About

 

How does the NHS obtain its goods and services?


The NHS is made up of 452 trusts (predominantly acute, mental health, foundation, primary care and ambulance trusts), each with its own budget to spend.

 

Most commonly, trusts purchase through:

  • national framework contracts negotiated by the NHS Purchasing and Supply Agency (PASA)
  • national framework agreements managed and negotiated by NHS Supply Chain
  • individual trusts' local contracts
  • consortium contracts, where a group of trusts work together to negotiate contracts –
    these groups have developed into collaborative procurement organisations
  • pan-government contracts


Collaborative Procurement


The NHS has long recognised the benefits of collaborative procurement, stretching back over many years. This followed successive reports on the subject, particularly around national, regional and area contracting.

 

Following the establishment of NHS trusts in the early 1990s, which brought about a more competitively focused and devolved NHS, there was recognition that NHS procurement must not allow itself to become fragmented.
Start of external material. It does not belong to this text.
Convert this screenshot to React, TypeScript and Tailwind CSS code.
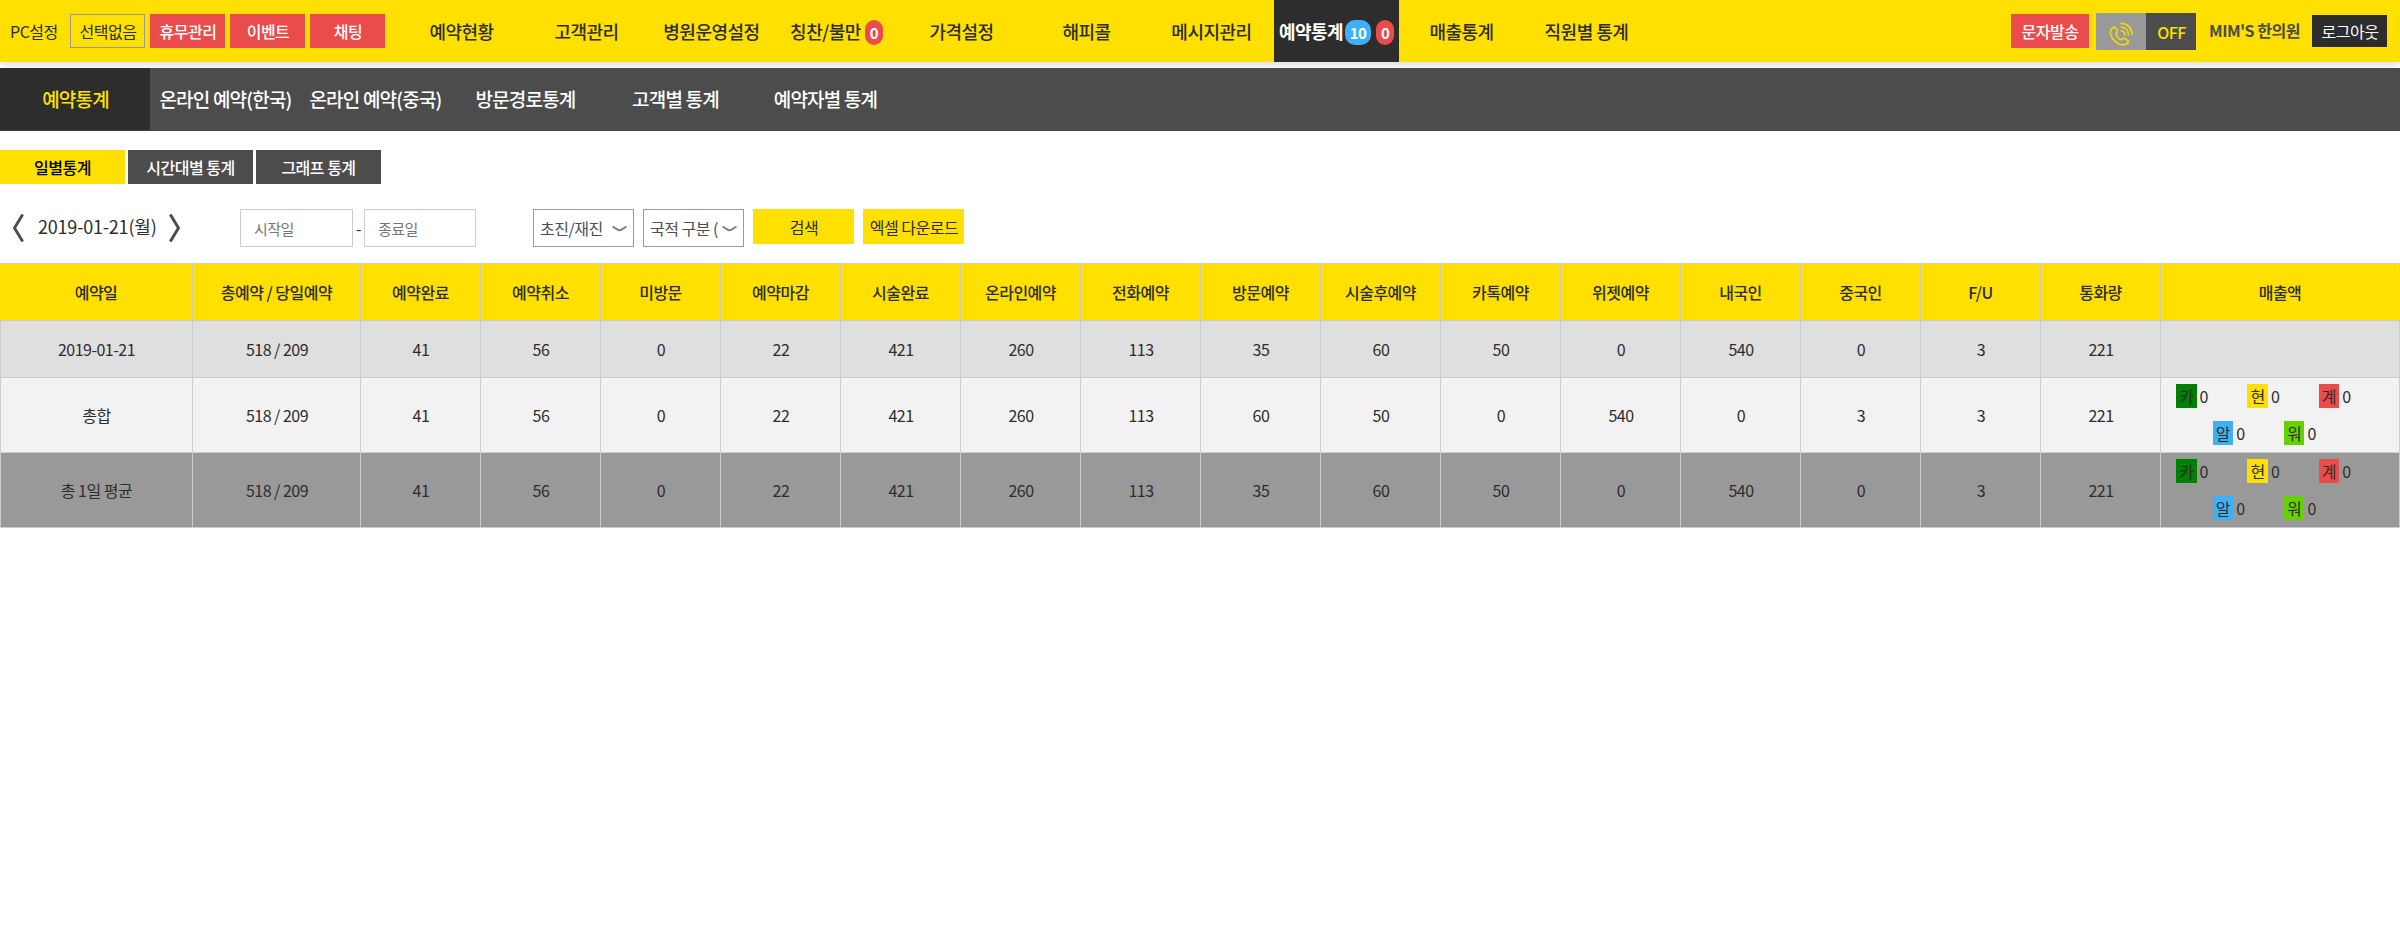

This fact was acknowledged in the Audit Commission report Goods for your Health, published in 1996. The late 1990s witnessed the creation and development of some pioneering NHS purchasing collaboratives, working together to deliver better value for their constituent trusts and complementing the work undertaken nationally.

 

NHS PASA was established in April 2000 and has been instrumental in encouraging the development of greater collaboration between NHS organisations. In 2002 PASA launched its report MODernising NHS Supply, coinciding with the publication of the Audit Commission’s acute hospital portfolio review - Procurement and supply – a follow-up to the Goods for your Health report.

 

MODernising NHS Supply saw the development and establishment of NHS collaborative procurement organisations coterminous with Strategic Health Authority (SHA) boundaries, known as supply management confederations. The policy was launched through a ministerial conference in May 2002 at which groups of NHS organisations were invited to submit applications for pilot confederation status. Following a rigorous selection process, six confederations were awarded pilot status.

 

In 2004, the Supply Chain Excellence Programme (SCEP) was launched by the Commercial Directorate (part of the Department of Health) to promote the creation of collaborative procurement hubs (CPHs) targeted to achieve £270 million savings by 2007-08. In the latter part of 2004, business cases for the establishment of three pathfinder CPHs were completed, and they commenced formal operation from 1 April 2005.

 

The CPH programme continues to develop. There are now eight established hubs, plus further progress on coordinated procurement across London and the South West.